[Records with interface code]

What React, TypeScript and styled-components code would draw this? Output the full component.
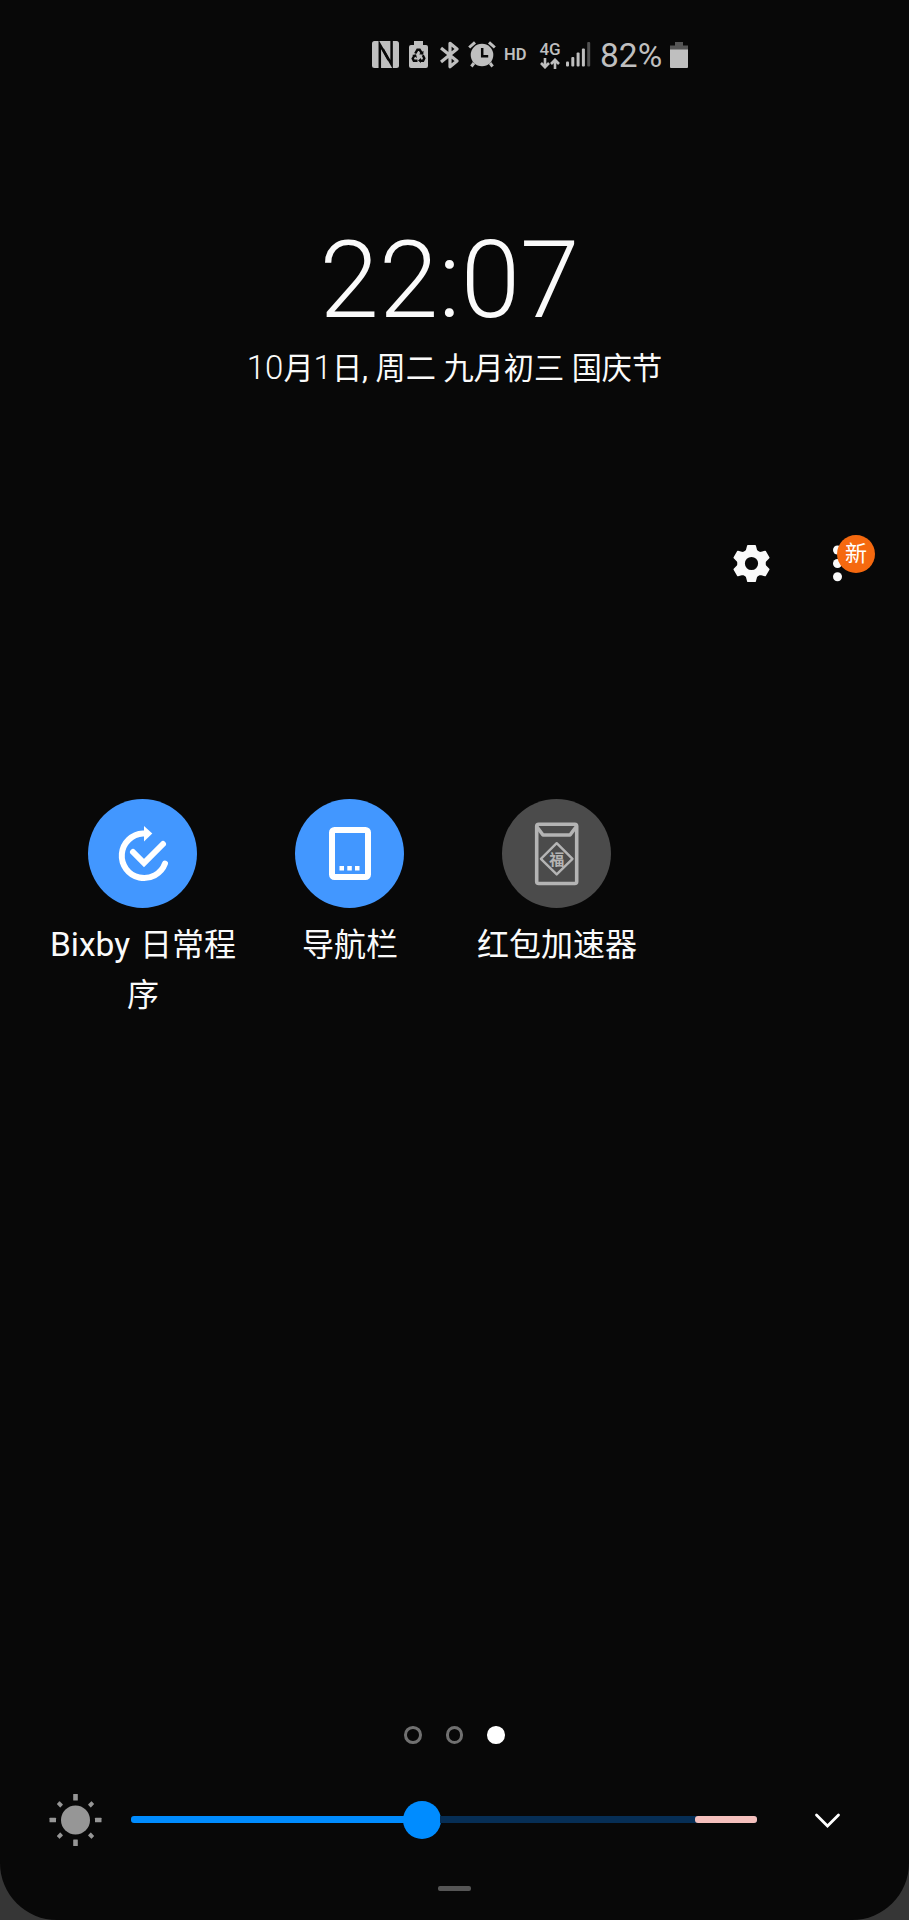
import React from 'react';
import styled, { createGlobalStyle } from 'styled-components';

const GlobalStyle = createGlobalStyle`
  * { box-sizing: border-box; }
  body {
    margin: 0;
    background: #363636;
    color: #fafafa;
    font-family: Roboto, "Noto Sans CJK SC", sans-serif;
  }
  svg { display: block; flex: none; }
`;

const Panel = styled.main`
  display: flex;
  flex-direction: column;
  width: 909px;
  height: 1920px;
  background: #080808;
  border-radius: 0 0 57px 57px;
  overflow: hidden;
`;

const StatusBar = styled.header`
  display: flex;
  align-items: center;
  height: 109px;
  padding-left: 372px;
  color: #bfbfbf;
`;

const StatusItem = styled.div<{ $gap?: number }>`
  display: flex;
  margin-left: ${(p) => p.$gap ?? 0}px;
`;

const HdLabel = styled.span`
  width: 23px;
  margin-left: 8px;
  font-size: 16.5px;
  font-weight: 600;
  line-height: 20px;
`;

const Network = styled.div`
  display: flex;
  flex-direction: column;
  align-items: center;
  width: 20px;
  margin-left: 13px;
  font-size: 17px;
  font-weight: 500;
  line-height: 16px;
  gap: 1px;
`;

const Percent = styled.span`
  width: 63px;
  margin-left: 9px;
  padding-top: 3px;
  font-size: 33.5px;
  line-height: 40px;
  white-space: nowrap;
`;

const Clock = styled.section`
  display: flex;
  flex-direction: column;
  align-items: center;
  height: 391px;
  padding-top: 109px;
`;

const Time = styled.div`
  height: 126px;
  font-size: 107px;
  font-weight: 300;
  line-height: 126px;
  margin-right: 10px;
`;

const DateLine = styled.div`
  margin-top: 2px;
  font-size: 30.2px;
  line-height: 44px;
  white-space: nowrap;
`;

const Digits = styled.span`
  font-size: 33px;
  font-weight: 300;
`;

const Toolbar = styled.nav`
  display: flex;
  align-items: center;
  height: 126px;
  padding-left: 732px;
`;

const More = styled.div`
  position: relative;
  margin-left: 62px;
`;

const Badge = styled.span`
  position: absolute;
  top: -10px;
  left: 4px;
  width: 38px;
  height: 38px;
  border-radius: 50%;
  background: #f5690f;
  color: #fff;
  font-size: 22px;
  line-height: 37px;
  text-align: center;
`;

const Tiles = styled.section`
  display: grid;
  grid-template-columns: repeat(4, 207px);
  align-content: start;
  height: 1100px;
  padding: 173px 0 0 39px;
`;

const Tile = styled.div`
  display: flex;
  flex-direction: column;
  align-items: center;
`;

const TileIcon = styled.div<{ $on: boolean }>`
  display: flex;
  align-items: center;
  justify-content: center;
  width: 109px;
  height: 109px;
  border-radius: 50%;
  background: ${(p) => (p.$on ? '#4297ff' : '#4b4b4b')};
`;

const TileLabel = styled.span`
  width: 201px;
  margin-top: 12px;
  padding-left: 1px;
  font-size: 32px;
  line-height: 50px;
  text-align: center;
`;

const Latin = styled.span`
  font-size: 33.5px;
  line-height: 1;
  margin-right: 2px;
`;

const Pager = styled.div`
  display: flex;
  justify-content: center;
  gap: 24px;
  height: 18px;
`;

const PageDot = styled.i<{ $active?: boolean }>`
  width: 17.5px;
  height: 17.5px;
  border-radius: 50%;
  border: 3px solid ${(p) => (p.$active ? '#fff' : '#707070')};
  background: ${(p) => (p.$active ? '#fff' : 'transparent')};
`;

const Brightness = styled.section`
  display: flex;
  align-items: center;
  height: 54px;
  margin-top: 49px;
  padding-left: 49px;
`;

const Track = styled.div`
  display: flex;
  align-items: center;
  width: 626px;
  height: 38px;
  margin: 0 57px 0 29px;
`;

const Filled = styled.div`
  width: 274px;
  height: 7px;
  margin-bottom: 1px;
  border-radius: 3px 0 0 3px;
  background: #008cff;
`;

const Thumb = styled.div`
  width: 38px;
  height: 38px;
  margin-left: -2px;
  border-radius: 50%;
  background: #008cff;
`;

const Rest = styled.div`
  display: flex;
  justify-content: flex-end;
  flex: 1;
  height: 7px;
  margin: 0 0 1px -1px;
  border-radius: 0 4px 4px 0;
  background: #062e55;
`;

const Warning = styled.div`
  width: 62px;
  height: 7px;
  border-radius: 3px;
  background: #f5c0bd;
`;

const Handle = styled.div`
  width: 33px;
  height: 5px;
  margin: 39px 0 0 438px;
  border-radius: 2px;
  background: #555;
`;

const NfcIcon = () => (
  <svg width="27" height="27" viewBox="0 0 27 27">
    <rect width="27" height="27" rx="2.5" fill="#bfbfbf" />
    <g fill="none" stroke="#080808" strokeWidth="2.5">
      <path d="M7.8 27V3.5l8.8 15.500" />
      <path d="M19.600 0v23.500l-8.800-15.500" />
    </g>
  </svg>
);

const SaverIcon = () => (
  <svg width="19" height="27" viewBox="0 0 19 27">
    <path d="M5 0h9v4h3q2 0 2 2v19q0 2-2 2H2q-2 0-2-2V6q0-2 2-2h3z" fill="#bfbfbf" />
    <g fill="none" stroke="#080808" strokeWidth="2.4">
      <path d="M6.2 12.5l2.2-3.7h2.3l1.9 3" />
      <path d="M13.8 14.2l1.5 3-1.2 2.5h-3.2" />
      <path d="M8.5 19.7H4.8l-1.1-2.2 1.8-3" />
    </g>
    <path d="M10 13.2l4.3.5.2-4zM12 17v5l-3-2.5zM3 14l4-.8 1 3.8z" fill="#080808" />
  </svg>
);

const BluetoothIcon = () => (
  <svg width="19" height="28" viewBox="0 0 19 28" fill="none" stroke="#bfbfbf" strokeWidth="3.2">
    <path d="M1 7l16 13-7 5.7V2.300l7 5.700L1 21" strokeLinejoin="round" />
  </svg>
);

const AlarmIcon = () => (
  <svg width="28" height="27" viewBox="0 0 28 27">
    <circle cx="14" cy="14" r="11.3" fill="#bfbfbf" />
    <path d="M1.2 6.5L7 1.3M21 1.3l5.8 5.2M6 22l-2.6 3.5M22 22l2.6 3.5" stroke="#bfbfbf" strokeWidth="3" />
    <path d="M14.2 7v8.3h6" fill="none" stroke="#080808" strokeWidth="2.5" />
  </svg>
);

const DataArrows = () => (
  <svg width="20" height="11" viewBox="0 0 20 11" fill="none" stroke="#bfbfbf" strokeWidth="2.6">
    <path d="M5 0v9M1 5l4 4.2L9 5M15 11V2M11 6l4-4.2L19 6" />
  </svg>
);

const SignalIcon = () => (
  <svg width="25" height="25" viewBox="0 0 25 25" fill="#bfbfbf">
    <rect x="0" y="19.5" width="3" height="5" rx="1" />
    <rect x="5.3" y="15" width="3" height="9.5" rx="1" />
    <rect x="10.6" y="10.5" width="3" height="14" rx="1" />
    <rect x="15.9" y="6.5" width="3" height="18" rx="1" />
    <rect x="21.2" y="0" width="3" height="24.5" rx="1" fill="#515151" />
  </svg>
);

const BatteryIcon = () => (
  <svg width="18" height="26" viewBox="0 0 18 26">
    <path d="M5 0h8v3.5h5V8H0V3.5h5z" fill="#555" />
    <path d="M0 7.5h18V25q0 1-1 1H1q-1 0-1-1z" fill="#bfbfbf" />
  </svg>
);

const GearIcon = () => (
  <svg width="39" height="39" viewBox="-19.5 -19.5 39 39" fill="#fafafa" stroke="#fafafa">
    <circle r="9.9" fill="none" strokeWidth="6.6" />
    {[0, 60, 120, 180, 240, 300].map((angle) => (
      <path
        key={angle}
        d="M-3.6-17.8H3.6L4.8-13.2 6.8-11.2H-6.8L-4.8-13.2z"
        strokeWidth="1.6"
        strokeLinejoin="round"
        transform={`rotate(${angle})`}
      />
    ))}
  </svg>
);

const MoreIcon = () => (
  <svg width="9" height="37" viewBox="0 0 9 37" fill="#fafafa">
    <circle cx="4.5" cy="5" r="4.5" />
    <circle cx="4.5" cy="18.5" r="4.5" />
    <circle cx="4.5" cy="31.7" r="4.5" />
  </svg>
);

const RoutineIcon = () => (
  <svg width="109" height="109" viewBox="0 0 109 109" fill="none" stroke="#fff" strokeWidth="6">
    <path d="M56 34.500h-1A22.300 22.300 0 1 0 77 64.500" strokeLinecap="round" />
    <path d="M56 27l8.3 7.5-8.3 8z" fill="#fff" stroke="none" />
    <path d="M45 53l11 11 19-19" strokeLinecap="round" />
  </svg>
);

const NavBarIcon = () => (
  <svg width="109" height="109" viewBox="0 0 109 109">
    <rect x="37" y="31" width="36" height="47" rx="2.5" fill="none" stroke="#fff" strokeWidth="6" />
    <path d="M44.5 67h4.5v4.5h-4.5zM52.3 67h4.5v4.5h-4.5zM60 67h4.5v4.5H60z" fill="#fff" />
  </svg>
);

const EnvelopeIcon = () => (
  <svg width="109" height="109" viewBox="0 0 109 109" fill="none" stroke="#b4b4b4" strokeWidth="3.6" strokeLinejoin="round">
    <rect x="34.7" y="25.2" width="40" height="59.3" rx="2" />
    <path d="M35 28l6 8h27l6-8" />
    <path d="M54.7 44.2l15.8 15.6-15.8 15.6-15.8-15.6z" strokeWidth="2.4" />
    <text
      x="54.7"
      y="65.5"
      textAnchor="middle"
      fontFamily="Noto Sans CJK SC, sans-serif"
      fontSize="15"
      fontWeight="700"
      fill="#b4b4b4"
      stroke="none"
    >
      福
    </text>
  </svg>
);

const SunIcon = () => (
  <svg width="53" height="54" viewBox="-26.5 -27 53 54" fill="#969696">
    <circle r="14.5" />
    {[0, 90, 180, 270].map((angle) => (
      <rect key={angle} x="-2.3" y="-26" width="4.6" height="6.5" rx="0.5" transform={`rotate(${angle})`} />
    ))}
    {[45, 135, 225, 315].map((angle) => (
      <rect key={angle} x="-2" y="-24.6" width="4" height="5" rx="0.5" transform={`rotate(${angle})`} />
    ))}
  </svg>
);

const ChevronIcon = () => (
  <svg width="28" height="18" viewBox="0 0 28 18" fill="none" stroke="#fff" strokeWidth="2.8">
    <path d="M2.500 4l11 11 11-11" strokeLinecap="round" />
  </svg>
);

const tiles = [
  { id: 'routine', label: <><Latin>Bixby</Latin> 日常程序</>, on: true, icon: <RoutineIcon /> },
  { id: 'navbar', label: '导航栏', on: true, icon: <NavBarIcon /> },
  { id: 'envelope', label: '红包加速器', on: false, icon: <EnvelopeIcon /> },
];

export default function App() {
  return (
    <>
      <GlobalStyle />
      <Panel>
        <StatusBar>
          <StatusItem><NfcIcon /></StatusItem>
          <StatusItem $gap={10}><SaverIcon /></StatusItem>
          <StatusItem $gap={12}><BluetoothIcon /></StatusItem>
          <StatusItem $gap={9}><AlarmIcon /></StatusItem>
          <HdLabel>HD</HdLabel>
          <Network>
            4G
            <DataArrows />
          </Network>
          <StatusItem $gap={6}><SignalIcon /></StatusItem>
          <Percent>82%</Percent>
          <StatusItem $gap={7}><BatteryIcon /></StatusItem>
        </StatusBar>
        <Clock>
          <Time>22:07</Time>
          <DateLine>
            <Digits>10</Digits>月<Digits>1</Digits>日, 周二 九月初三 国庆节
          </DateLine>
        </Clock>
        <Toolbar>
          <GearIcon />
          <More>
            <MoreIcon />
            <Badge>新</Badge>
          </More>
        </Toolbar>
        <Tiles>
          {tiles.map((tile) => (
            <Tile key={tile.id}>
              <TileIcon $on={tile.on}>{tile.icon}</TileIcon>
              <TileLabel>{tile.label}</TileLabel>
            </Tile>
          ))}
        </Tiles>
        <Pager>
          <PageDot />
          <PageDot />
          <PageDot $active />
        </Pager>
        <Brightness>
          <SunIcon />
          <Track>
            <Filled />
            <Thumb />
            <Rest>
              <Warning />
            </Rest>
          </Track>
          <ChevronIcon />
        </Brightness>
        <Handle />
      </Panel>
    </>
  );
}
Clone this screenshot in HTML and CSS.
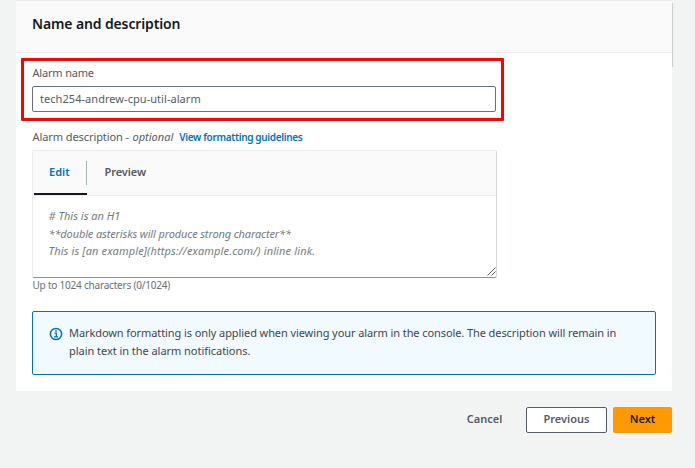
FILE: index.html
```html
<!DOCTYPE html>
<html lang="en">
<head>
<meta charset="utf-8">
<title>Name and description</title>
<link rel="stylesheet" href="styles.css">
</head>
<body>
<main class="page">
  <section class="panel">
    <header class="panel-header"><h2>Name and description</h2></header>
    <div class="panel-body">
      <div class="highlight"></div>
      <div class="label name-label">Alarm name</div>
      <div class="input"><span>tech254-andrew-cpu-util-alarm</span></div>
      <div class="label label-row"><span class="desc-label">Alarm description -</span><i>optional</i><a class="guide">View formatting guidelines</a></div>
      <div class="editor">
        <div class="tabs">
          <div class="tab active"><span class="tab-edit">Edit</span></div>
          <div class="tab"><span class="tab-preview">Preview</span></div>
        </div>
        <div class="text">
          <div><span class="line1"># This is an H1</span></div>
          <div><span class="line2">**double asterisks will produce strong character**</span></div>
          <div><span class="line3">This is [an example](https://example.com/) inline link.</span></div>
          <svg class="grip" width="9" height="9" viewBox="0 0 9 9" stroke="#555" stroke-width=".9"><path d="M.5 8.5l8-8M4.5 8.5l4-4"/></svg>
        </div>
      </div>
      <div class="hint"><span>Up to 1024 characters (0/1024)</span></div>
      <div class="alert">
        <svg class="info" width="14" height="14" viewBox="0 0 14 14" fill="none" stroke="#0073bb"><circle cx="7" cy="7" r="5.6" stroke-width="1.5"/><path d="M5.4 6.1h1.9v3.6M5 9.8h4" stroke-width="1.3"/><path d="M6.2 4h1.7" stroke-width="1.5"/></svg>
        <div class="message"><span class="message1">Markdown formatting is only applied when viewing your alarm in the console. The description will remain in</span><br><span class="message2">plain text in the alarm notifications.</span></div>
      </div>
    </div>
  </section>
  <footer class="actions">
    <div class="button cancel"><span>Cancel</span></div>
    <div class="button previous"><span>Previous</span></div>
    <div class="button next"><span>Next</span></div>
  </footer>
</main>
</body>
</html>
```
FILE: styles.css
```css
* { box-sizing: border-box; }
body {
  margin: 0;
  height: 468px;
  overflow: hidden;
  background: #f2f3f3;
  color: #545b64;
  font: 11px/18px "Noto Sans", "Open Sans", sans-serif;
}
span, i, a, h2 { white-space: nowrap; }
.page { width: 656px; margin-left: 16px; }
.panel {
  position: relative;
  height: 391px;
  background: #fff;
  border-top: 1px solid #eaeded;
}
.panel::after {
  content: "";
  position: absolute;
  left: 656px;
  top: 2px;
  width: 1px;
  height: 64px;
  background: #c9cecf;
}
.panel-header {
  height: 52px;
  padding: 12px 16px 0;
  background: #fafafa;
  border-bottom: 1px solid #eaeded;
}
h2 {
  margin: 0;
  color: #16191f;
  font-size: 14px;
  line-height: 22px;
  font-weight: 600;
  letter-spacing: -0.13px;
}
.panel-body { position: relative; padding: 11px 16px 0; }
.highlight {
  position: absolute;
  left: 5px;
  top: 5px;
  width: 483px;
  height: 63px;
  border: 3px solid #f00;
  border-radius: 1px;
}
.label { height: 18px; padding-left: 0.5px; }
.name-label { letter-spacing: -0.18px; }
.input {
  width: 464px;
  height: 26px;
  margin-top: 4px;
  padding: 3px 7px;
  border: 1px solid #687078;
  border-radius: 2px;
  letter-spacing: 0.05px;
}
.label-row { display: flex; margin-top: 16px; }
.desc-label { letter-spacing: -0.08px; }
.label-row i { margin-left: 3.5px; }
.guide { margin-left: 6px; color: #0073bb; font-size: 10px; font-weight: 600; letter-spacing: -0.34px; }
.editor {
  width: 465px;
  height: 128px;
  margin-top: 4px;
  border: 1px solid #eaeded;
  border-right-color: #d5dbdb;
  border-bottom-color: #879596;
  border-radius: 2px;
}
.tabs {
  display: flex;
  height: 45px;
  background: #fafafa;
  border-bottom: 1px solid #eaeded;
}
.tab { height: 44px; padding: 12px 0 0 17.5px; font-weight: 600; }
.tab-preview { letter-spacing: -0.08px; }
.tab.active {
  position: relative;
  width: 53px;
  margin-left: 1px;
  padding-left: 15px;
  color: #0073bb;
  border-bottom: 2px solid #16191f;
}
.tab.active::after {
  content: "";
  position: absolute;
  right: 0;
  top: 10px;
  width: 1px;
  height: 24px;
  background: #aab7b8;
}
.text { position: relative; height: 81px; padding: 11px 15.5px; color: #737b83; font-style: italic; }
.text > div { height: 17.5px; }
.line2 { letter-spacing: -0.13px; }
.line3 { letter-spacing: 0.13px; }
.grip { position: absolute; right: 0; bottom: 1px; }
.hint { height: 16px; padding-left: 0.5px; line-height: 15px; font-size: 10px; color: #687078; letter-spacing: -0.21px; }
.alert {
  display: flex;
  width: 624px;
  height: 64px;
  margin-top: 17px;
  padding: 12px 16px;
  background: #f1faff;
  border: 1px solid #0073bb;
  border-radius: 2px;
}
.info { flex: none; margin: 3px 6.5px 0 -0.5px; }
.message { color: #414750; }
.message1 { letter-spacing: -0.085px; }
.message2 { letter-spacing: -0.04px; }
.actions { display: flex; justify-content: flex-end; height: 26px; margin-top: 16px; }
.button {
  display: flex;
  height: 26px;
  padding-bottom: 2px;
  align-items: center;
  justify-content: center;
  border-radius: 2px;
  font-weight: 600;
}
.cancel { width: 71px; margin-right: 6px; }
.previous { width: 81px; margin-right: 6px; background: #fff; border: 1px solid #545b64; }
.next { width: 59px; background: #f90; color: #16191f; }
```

#### WHAT TO DO:
Search the data for "components". Copy every matching line.

#### WRITTEN REPLY:
What React, TypeScript and styled-components code would draw this? Output the full component.
import styled, { createGlobalStyle } from 'styled-components';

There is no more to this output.